Retail is a game of appearances.

As long as it looks like the floor’s covered, the shelves are stocked and customers aren’t complaining…management doesn’t care how it’s done.

So I’m doing my part — not everyone else’s.

Also, I’m autistic. Masking is exhausting…and I can’t do it well anymore.

The job takes. I protect my energy.

Retail demands smiles and coherence when you’re dead tired. Cheerfulness when you’re disrespected. Availability when you’re sick.

That takes a toll. Doing the bare minimum is how I conserve what’s left of me.

I’m not a scapegoat.

Going above and beyond makes you the go-to.

When something eventually slips — because you’re still the only person — guess who gets blamed?

Not anymore.

I am but a lowly peasant salesfloor associate — not any member of management.

They don’t reward loyalty — they reward blind obedience.

Ten years of dedication guarantees nothing but chronic posture issues and depleted humanity.

One person who says “yes” to everything gets more hours.

Or a tiny bump in pay if they show up to work looking better than usual one day.

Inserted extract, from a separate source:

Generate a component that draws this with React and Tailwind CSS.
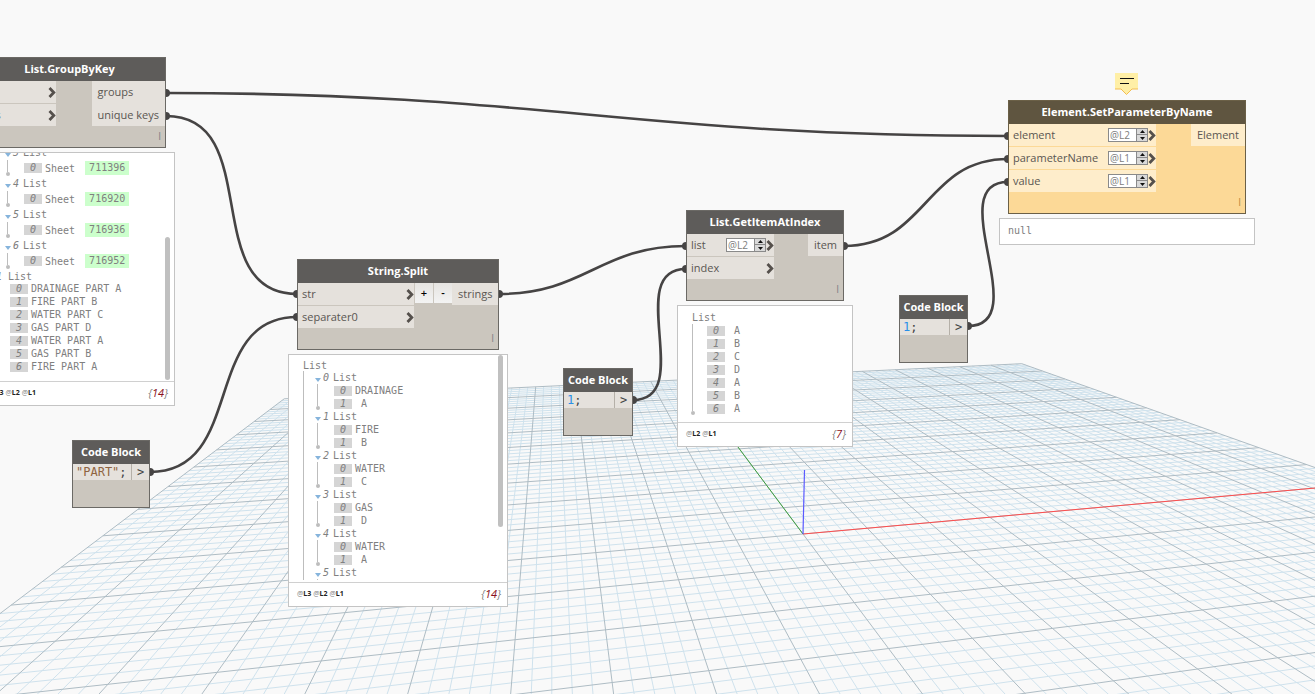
import { useState } from 'react'
import clsx from 'clsx'

const ORIGIN = [803, 534]

// ground plane (major grid units) -> canvas
function project(u, v) {
    const w = 1 + 0.01732 * u - 0.08458 * v
    return [
        ORIGIN[0] + (65.47 * u + 21.3 * v) / w,
        ORIGIN[1] + (-5.88 * u + 28.5 * v) / w,
    ]
}

function linePath(a, b) {
    const [x1, y1] = project(...a)
    const [x2, y2] = project(...b)
    return `M${x1.toFixed(1)} ${y1.toFixed(1)}L${x2.toFixed(1)} ${y2.toFixed(1)}`
}

function buildGrid() {
    const minor = []
    const major = []
    for (let i = -50; i <= 50; i++) {
        const p = i / 5
        const target = i % 5 === 0 ? major : minor
        // stop short of the horizon behind the camera
        const vMax = Math.min(10, (0.95 + 0.01732 * p) / 0.08458)
        const uMin = Math.max(-10, (0.08458 * p - 0.95) / 0.01732)
        target.push(linePath([p, -10], [p, vMax]))
        if (uMin < 10) target.push(linePath([uMin, p], [10, p]))
    }
    return { minor: minor.join(''), major: major.join('') }
}

const grid = buildGrid()
const xAxis = linePath([0, 0], [10, 0])
const yAxis = linePath([0, 0], [0, -10])

const wires = [
    { from: [166, 93], to: [1008, 136] },
    { from: [166, 116], to: [297, 294] },
    { from: [150, 472], to: [297, 317] },
    { from: [499, 294], to: [686, 246] },
    { from: [633, 400], to: [686, 269] },
    { from: [844, 246], to: [1008, 159] },
    { from: [968, 326], to: [1008, 182] },
]

function wirePath({ from: [x1, y1], to: [x2, y2] }) {
    const offset = 0.45 * Math.hypot(x2 - x1, y2 - y1)
    return `M${x1} ${y1}C${x1 + offset} ${y1} ${x2 - offset} ${y2} ${x2} ${y2}`
}

function Backdrop() {
    return (
        <svg className="absolute inset-0 h-full w-full" fill="none" aria-hidden="true">
            <path d={grid.minor} stroke="#cfe2ed" strokeWidth="1" />
            <path d={grid.major} stroke="#aebcc4" strokeWidth="1" />
            <path d={xAxis} stroke="#ff4d4d" strokeWidth="1" />
            <path d={yAxis} stroke="#3fa03f" strokeWidth="1" />
            <path d="M803 534L804.500 470" stroke="#5a5aff" strokeWidth="1.200" />
            {wires.map((w, i) => (
                <g key={i}>
                    <path d={wirePath(w)} stroke="#464444" strokeWidth="2.600" />
                    <circle cx={w.from[0]} cy={w.from[1]} r="4" fill="#464444" />
                    <circle cx={w.to[0]} cy={w.to[1]} r="4" fill="#464444" />
                </g>
            ))}
        </svg>
    )
}

function Chevron() {
    return (
        <svg width="8" height="11" viewBox="0 0 8 11" fill="none" className="shrink-0" aria-hidden="true">
            <path d="M1.500 1L5.800 5.500L1.500 10" stroke="#55504c" strokeWidth="2.800" />
        </svg>
    )
}

function LevelSpinner({ id, initial }) {
    const [level, setLevel] = useState(initial)
    return (
        <div className="flex h-[14px] w-10 shrink-0 border border-[#8a8a8a] bg-white">
            <input
                id={id}
                type="text"
                value={`@L${level}`}
                readOnly
                className="w-[27px] min-w-0 pl-px text-[10px] leading-3 text-[#7d7d7d] outline-none"
            />
            <div className="flex flex-1 flex-col border-l border-[#8a8a8a]">
                <button
                    aria-label="Level up"
                    onClick={() => setLevel(level + 1)}
                    className="flex h-[6px] items-center justify-center border-b border-[#8a8a8a] bg-[#d9d9d9]"
                >
                    <svg width="5" height="3" viewBox="0 0 5 3"><path d="M0 3L2.500 0L5 3z" fill="#111" /></svg>
                </button>
                <button
                    aria-label="Level down"
                    onClick={() => setLevel(Math.max(1, level - 1))}
                    className="flex h-[6px] items-center justify-center bg-[#d9d9d9]"
                >
                    <svg width="5" height="3" viewBox="0 0 5 3"><path d="M0 0L2.500 3L5 0z" fill="#111" /></svg>
                </button>
            </div>
        </div>
    )
}

function Node({ title, className, warning, children }) {
    return (
        <section
            className={clsx(
                'absolute border',
                warning ? 'border-[#6b6047] bg-[#fcd997]' : 'border-[#6b6965] bg-[#cbc6be]',
                className
            )}
        >
            <h2
                className={clsx(
                    'flex h-[23px] items-center justify-center text-[11px] font-bold whitespace-nowrap text-white',
                    warning ? 'bg-[#5f5540]' : 'bg-[#5e5c5a]'
                )}
            >
                {title}
            </h2>
            {children}
        </section>
    )
}

function FunctionNode({ title, className, inputsClass, inputs, outputs, warning, variadic }) {
    const port = warning ? 'bg-[#feedcb]' : 'bg-[#e5e1dc]'
    return (
        <Node title={title} className={className} warning={warning}>
            <div className="flex items-start justify-between">
                <div className={clsx('flex shrink-0 flex-col gap-px', inputsClass)}>
                    {inputs.map(p => (
                        <div key={p.name} className={clsx('flex h-[22px] items-center pl-1', port)}>
                            <label htmlFor={p.level && `${title}-${p.name}`} className="flex-1">{p.name}</label>
                            {p.level && <LevelSpinner id={`${title}-${p.name}`} initial={p.level} />}
                            <Chevron />
                        </div>
                    ))}
                </div>
                {variadic && (
                    <div className="flex flex-1 gap-px pl-px">
                        <button className="h-5 w-[18px] bg-linear-to-b from-[#e6e4e1] to-[#f3f3f3] text-[11px] leading-4 font-semibold text-black">+</button>
                        <button className="h-5 w-[18px] bg-linear-to-b from-[#e6e4e1] to-[#f3f3f3] text-[11px] leading-4 font-semibold text-black">-</button>
                    </div>
                )}
                <div className="flex flex-col">
                    {outputs.map((name, i) => (
                        <div key={name} className={clsx('flex items-center px-[6px] whitespace-nowrap', i < outputs.length - 1 ? 'h-[23px]' : 'h-[22px]', port)}>
                            {name}
                        </div>
                    ))}
                </div>
            </div>
            <div className={clsx('pr-1 text-right text-[10px] leading-[21px]', warning ? 'text-[#b98a3c]' : 'text-[#7d8086]')}>I</div>
        </Node>
    )
}

function CodeBlock({ className, children }) {
    return (
        <Node title="Code Block" className={className}>
            <div className="flex h-4 items-center bg-[#e5e1dc] font-['DejaVu_Sans_Mono',monospace] text-xs leading-4">
                <code className="flex-1 pl-[3px] font-['DejaVu_Sans_Mono',monospace] text-[#444]">{children}</code>
                <span className="h-4 w-[18px] border-l border-[#b5b0a8] text-center text-[#444]">&gt;</span>
            </div>
            <div className="h-[27px]" />
        </Node>
    )
}

function Preview({ className, levels, count, children, thumb }) {
    return (
        <section className={clsx("absolute flex flex-col border border-[#c4c4c4] bg-white font-['DejaVu_Sans_Mono',monospace] text-[10px] text-[#808080]", className)}>
            <div className="flex min-h-0 flex-1">
                <div className="min-w-0 flex-1 overflow-hidden whitespace-pre">{children}</div>
                {thumb && <div className={clsx('mr-1 w-[5px] shrink-0 rounded-full bg-[#c0c0c0]', thumb)} />}
            </div>
            <footer className="flex h-6 shrink-0 items-center justify-between border-t border-[#d0d0d0] pr-[6px] pl-2 font-['Open_Sans',sans-serif]">
                <div className="flex gap-[2px] text-[7px]">
                    {levels.map(l => (
                        <span key={l}>@<b className="text-[#222]">{l}</b></span>
                    ))}
                </div>
                <div className="text-[11px] italic">
                    {'{'}<span className="text-[#8b1020]">{count}</span>{'}'}
                </div>
            </footer>
        </section>
    )
}

function Item({ index, children, tall }) {
    return (
        <div className={clsx('flex items-center', tall ? 'h-4' : 'h-[13px]')}>
            <span className="mr-[3px] h-[10px] w-[18px] bg-[#d5d5d5] text-center leading-[10px] italic">{index}</span>
            {children}
        </div>
    )
}

function Branch({ index, tall, children }) {
    return (
        <div>
            <div className={clsx('flex items-center', tall ? 'h-[15px]' : 'h-[13px]')}>
                <svg width="6" height="4" viewBox="0 0 6 4" className="mt-[5px] mr-[2px]" aria-hidden="true">
                    <path d="M0 0H6L3 4z" fill="#86b4dc" />
                </svg>
                <span className="mr-1 italic">{index}</span>
                <span>List</span>
            </div>
            <div className="flex">
                <div className="flex w-[19px] flex-col items-start pl-px">
                    <div className="ml-px w-px flex-1 bg-[#bdbdbd]" />
                    <div className="h-1 w-1 rounded-full bg-[#bdbdbd]" />
                </div>
                <div>{children}</div>
            </div>
        </div>
    )
}

const sheets = [
    { index: 3, id: '711396' },
    { index: 4, id: '716920' },
    { index: 5, id: '716936' },
    { index: 6, id: '716952' },
]

const keys = ['DRAINAGE PART A', 'FIRE PART B', 'WATER PART C', 'GAS PART D', 'WATER PART A', 'GAS PART B', 'FIRE PART A']

const splits = [
    ['DRAINAGE', ' A'],
    ['FIRE', ' B'],
    ['WATER', ' C'],
    ['GAS', ' D'],
    ['WATER', ' A'],
    ['GAS', ' B'],
]

const letters = ['A', 'B', 'C', 'D', 'A', 'B', 'A']

export default function App() {
    return (
        <main className="relative h-screen w-full overflow-hidden bg-[#f9f9f9] font-['Open_Sans',sans-serif] text-[11px] text-[#5a5652]">
            <Backdrop />

            <FunctionNode
                title="List.GroupByKey"
                className="top-[57px] left-[-27px] w-[193px]"
                inputsClass="w-[82px]"
                inputs={[{ name: 'list' }, { name: 'keys' }]}
                outputs={['groups', 'unique keys']}
            />
            <Preview className="top-[152px] left-[-36px] h-[254px] w-[211px]" levels={['L4', 'L3', 'L2', 'L1']} count={14} thumb="mt-[84px] mb-px">
                <div className="-mt-2 pl-10">
                    {sheets.map(s => (
                        <Branch key={s.id} index={s.index} tall>
                            <Item index={0} tall>
                                <span>Sheet</span>
                                <span className="ml-[10px] h-[14px] bg-[#ccffcc] px-1 leading-[14px]">{s.id}</span>
                            </Item>
                        </Branch>
                    ))}
                </div>
                <div className="h-[13px] pl-[31px] leading-4"><i>1</i> List</div>
                <div className="pl-[45px]">
                    {keys.map((k, i) => <Item key={k} index={i}>{k}</Item>)}
                </div>
            </Preview>

            <CodeBlock className="top-[440px] left-[72px] w-[78px]">
                <span className="text-[#8f6440]">"PART"</span>;
            </CodeBlock>

            <FunctionNode
                title="String.Split"
                className="top-[259px] left-[297px] w-[202px]"
                inputsClass="w-[116px]"
                inputs={[{ name: 'str' }, { name: 'separater0' }]}
                outputs={['strings']}
                variadic
            />
            <Preview className="top-[354px] left-[288px] h-[253px] w-[220px]" levels={['L3', 'L2', 'L1']} count={14} thumb="mb-[55px]">
                <div className="flex h-full flex-col pt-1 pb-[2px] pl-[14px]">
                    <div className="h-3 leading-[14px]">List</div>
                    <div className="min-h-0 flex-1 overflow-hidden border-l border-[#bdbdbd] pl-[11px]">
                        {splits.map((s, i) => (
                            <Branch key={i} index={i}>
                                <Item index={0}>{s[0]}</Item>
                                <Item index={1}>{s[1]}</Item>
                            </Branch>
                        ))}
                    </div>
                </div>
            </Preview>

            <CodeBlock className="top-[368px] left-[563px] w-[70px]">
                <span className="text-[#2a8fe8]">1</span>;
            </CodeBlock>

            <FunctionNode
                title="List.GetItemAtIndex"
                className="top-[210px] left-[686px] w-[158px]"
                inputsClass="w-[87px]"
                inputs={[{ name: 'list', level: 2 }, { name: 'index' }]}
                outputs={['item']}
            />
            <Preview className="top-[305px] left-[677px] h-[142px] w-[176px]" levels={['L2', 'L1']} count={7}>
                <div className="pt-[5px] pl-[14px]">
                    <div className="h-[13px] leading-[14px]">List</div>
                    <div className="flex">
                        <div className="flex w-[15px] flex-col">
                            <div className="w-px flex-1 bg-[#bdbdbd]" />
                            <div className="-ml-px h-1 w-1 rounded-full bg-[#bdbdbd]" />
                        </div>
                        <div>
                            {letters.map((l, i) => <Item key={i} index={i}>{` ${l}`}</Item>)}
                        </div>
                    </div>
                </div>
            </Preview>

            <CodeBlock className="top-[295px] left-[899px] w-[69px]">
                <span className="text-[#2a8fe8]">1</span>;
            </CodeBlock>

            <svg className="absolute top-[73px] left-[1115px]" width="23" height="23" viewBox="0 0 23 23" fill="none" aria-hidden="true">
                <path d="M0 0H23V16H17L11.500 21.500L6 16H0z" fill="#ffefa6" />
                <path d="M0 16H6L11.500 21.500L17 16H23" stroke="#f3bd52" strokeWidth="1" />
                <path d="M5 5.500H19M5 10.500H14" stroke="#111" strokeWidth="1" />
            </svg>
            <FunctionNode
                title="Element.SetParameterByName"
                className="top-[100px] left-[1008px] w-[238px]"
                inputsClass="w-[147px]"
                inputs={[{ name: 'element', level: 2 }, { name: 'parameterName', level: 1 }, { name: 'value', level: 1 }]}
                outputs={['Element']}
                warning
            />
            <div className="absolute top-[218px] left-[999px] h-[27px] w-[256px] border border-[#c4c4c4] bg-white px-2 font-['DejaVu_Sans_Mono',monospace] text-[10px] leading-6 text-[#808080]">
                null
            </div>
        </main>
    )
}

Or more chaos to bring order to.

Management starts depending on them so much they’ll deny time off requests and frame it as a favor, even if you have to move and fix your car.

I’m not looking to win their approval.

My goals are bigger than this job.

I am not here to build a career in retail.

I’m here to pay bills while I work on what really matters: Growing my blog into a full-time business.

My boundaries keep me focused on my dreams — not theirs.

I’m not confusing work ethic with self-worth.

Not overachieving doesn’t mean I’m “lazy” — which is an entirely made-up concept originating from ableism and Puritan culture, by the way — or incapable.

I’m strategic. I show up, I do the job well, I go home.

My job is to do what I’m told.

I’m not paid to make decisions or manage other peasants.

I’m not in a position at work where I can cause ripples and they actually matter.

I know my place. My boundaries protect me.

If they have a problem with it, they need to hire more people.

I’m only one person, after all.

I’m surviving in my job, not living it.